▶

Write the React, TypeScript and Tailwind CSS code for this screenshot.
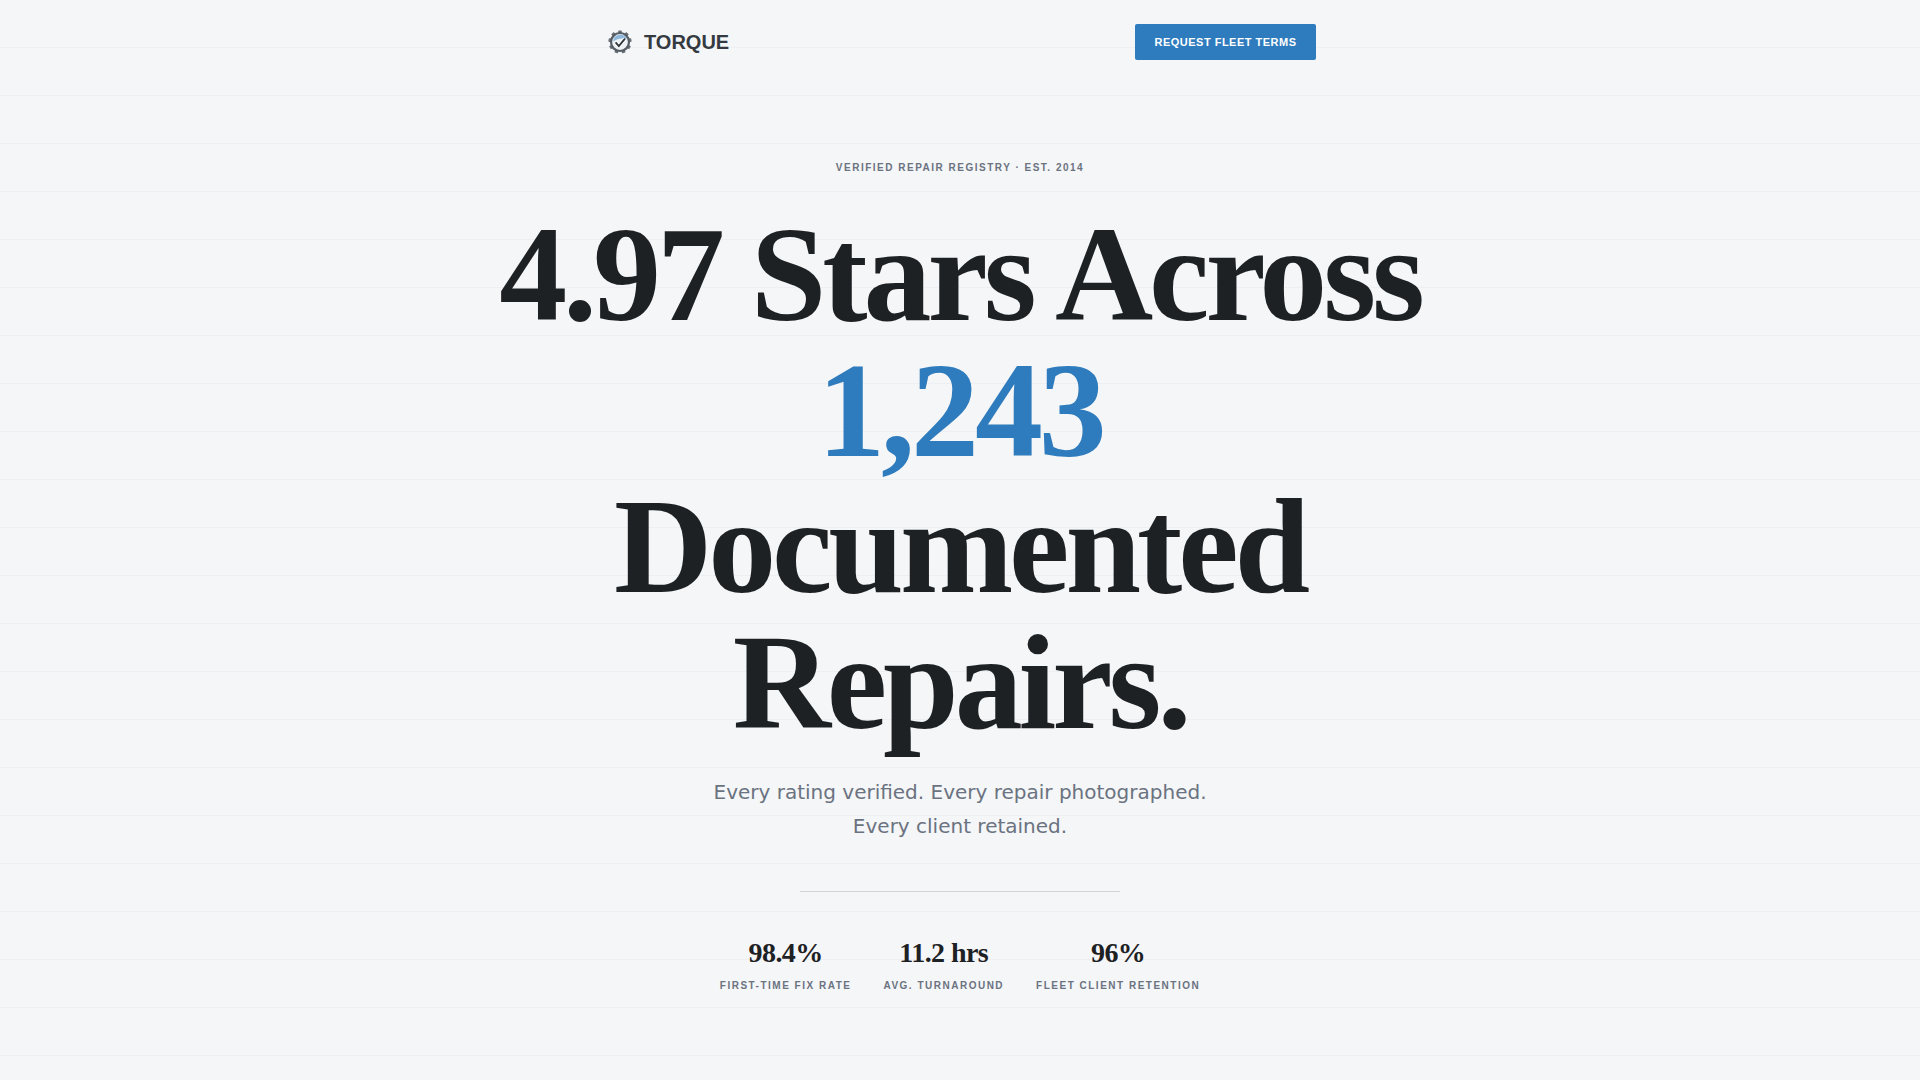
export default function App() {
  const sans = "font-['Liberation_Sans',Arial,sans-serif]";
  const serif = "font-['Liberation_Serif','Times_New_Roman',serif]";
  const stats = [
    ["98.4%", "FIRST-TIME FIX RATE"],
    ["11.2 hrs", "AVG. TURNAROUND"],
    ["96%", "FLEET CLIENT RETENTION"],
  ];
  const teeth = [0, 40, 80, 120, 160, 200, 240, 280, 320];
  return (
    <div className={`relative min-h-[1080px] overflow-hidden bg-[#f4f6f8] bg-[repeating-linear-gradient(180deg,transparent,transparent_47px,#edeff2_47px,#edeff2_48px)] ${sans}`}>
      <nav className="mx-auto flex h-[84px] w-[720px] items-center justify-between pl-[8px] pr-[4px]">
        <div className="flex items-center gap-3">
          <svg width="24" height="24" viewBox="0 0 24 24" fill="none">
            {teeth.map((a) => (
              <rect key={a} x="10.2" y="0.4" width="3.6" height="4.2" rx="0.6" fill="#6a7077" transform={`rotate(${a} 12 12)`} />
            ))}
            <circle cx="12" cy="12" r="9" fill="#eef1f4" stroke="#565c63" strokeWidth="2.2" />
            <path d="M5.2 11.4a6.9 6.9 0 0 1 13.4-2.2c-3.4-1.4-9.4-1-13.4 2.2z" fill="#8fb8dc" />
            <path d="M7.6 12.4l3.2 3.6L17 8.6" stroke="#ffffff" strokeWidth="3.2" />
            <path d="M7.6 12.4l3.2 3.6L17 8.6" stroke="#2f3338" strokeWidth="1.8" />
          </svg>
          <span className="text-[20px] font-bold tracking-[0px] text-[#343a40]">TORQUE</span>
        </div>
        <button className="h-9 w-[181px] rounded-[2px] bg-[#2e7bbd] text-[11px] font-bold tracking-[0.5px] text-white">REQUEST FLEET TERMS</button>
      </nav>
      <main className="flex flex-col items-center pt-[76px]">
        <p className="text-[10px] font-bold leading-[16px] tracking-[1.5px] text-[#6b7280]">VERIFIED REPAIR REGISTRY · EST. 2014</p>
        <h1 className={`mt-[30px] text-center text-[136px] font-bold leading-[136px] tracking-[-4.08px] text-[#1e2124] ${serif}`}>
          <div>4.97 Stars Across</div>
          <div className="text-[#2e7bbd]">1,243</div>
          <div>Documented</div>
          <div>Repairs.</div>
        </h1>
        <p className="mt-[25px] text-center font-['DejaVu_Sans',sans-serif] text-[20px] leading-[34px] text-[#6b7280]">
          Every rating verified. Every repair photographed.<br />Every client retained.
        </p>
        <div className="mt-[48px] h-px w-[320px] bg-[#d1d5db]" />
        <div className="mt-[43px] flex gap-[32px]">
          {stats.map(([v, l]) => (
            <div key={l} className="flex flex-col items-center">
              <span className={`text-[28px] font-bold leading-[36px] tracking-[-0.56px] text-[#1e2124] ${serif}`}>{v}</span>
              <span className="mt-[8px] text-[10px] font-bold leading-[14px] tracking-[1.5px] text-[#6b7280]">{l}</span>
            </div>
          ))}
        </div>
      </main>
    </div>
  );
}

◀

Leave out the pictures and transcribe everything else exactly.

■ REPLY TO THE TASK
Write the React, TypeScript and Tailwind CSS code for this screenshot.
export default function App() {
  const sans = "font-['Liberation_Sans',Arial,sans-serif]";
  const serif = "font-['Liberation_Serif','Times_New_Roman',serif]";
  const stats = [
    ["98.4%", "FIRST-TIME FIX RATE"],
    ["11.2 hrs", "AVG. TURNAROUND"],
    ["96%", "FLEET CLIENT RETENTION"],
  ];
  const teeth = [0, 40, 80, 120, 160, 200, 240, 280, 320];
  return (
    <div className={`relative min-h-[1080px] overflow-hidden bg-[#f4f6f8] bg-[repeating-linear-gradient(180deg,transparent,transparent_47px,#edeff2_47px,#edeff2_48px)] ${sans}`}>
      <nav className="mx-auto flex h-[84px] w-[720px] items-center justify-between pl-[8px] pr-[4px]">
        <div className="flex items-center gap-3">
          <svg width="24" height="24" viewBox="0 0 24 24" fill="none">
            {teeth.map((a) => (
              <rect key={a} x="10.2" y="0.4" width="3.6" height="4.2" rx="0.6" fill="#6a7077" transform={`rotate(${a} 12 12)`} />
            ))}
            <circle cx="12" cy="12" r="9" fill="#eef1f4" stroke="#565c63" strokeWidth="2.2" />
            <path d="M5.2 11.4a6.9 6.9 0 0 1 13.4-2.2c-3.4-1.4-9.4-1-13.4 2.2z" fill="#8fb8dc" />
            <path d="M7.6 12.4l3.2 3.6L17 8.6" stroke="#ffffff" strokeWidth="3.2" />
            <path d="M7.6 12.4l3.2 3.6L17 8.6" stroke="#2f3338" strokeWidth="1.8" />
          </svg>
          <span className="text-[20px] font-bold tracking-[0px] text-[#343a40]">TORQUE</span>
        </div>
        <button className="h-9 w-[181px] rounded-[2px] bg-[#2e7bbd] text-[11px] font-bold tracking-[0.5px] text-white">REQUEST FLEET TERMS</button>
      </nav>
      <main className="flex flex-col items-center pt-[76px]">
        <p className="text-[10px] font-bold leading-[16px] tracking-[1.5px] text-[#6b7280]">VERIFIED REPAIR REGISTRY · EST. 2014</p>
        <h1 className={`mt-[30px] text-center text-[136px] font-bold leading-[136px] tracking-[-4.08px] text-[#1e2124] ${serif}`}>
          <div>4.97 Stars Across</div>
          <div className="text-[#2e7bbd]">1,243</div>
          <div>Documented</div>
          <div>Repairs.</div>
        </h1>
        <p className="mt-[25px] text-center font-['DejaVu_Sans',sans-serif] text-[20px] leading-[34px] text-[#6b7280]">
          Every rating verified. Every repair photographed.<br />Every client retained.
        </p>
        <div className="mt-[48px] h-px w-[320px] bg-[#d1d5db]" />
        <div className="mt-[43px] flex gap-[32px]">
          {stats.map(([v, l]) => (
            <div key={l} className="flex flex-col items-center">
              <span className={`text-[28px] font-bold leading-[36px] tracking-[-0.56px] text-[#1e2124] ${serif}`}>{v}</span>
              <span className="mt-[8px] text-[10px] font-bold leading-[14px] tracking-[1.5px] text-[#6b7280]">{l}</span>
            </div>
          ))}
        </div>
      </main>
    </div>
  );
}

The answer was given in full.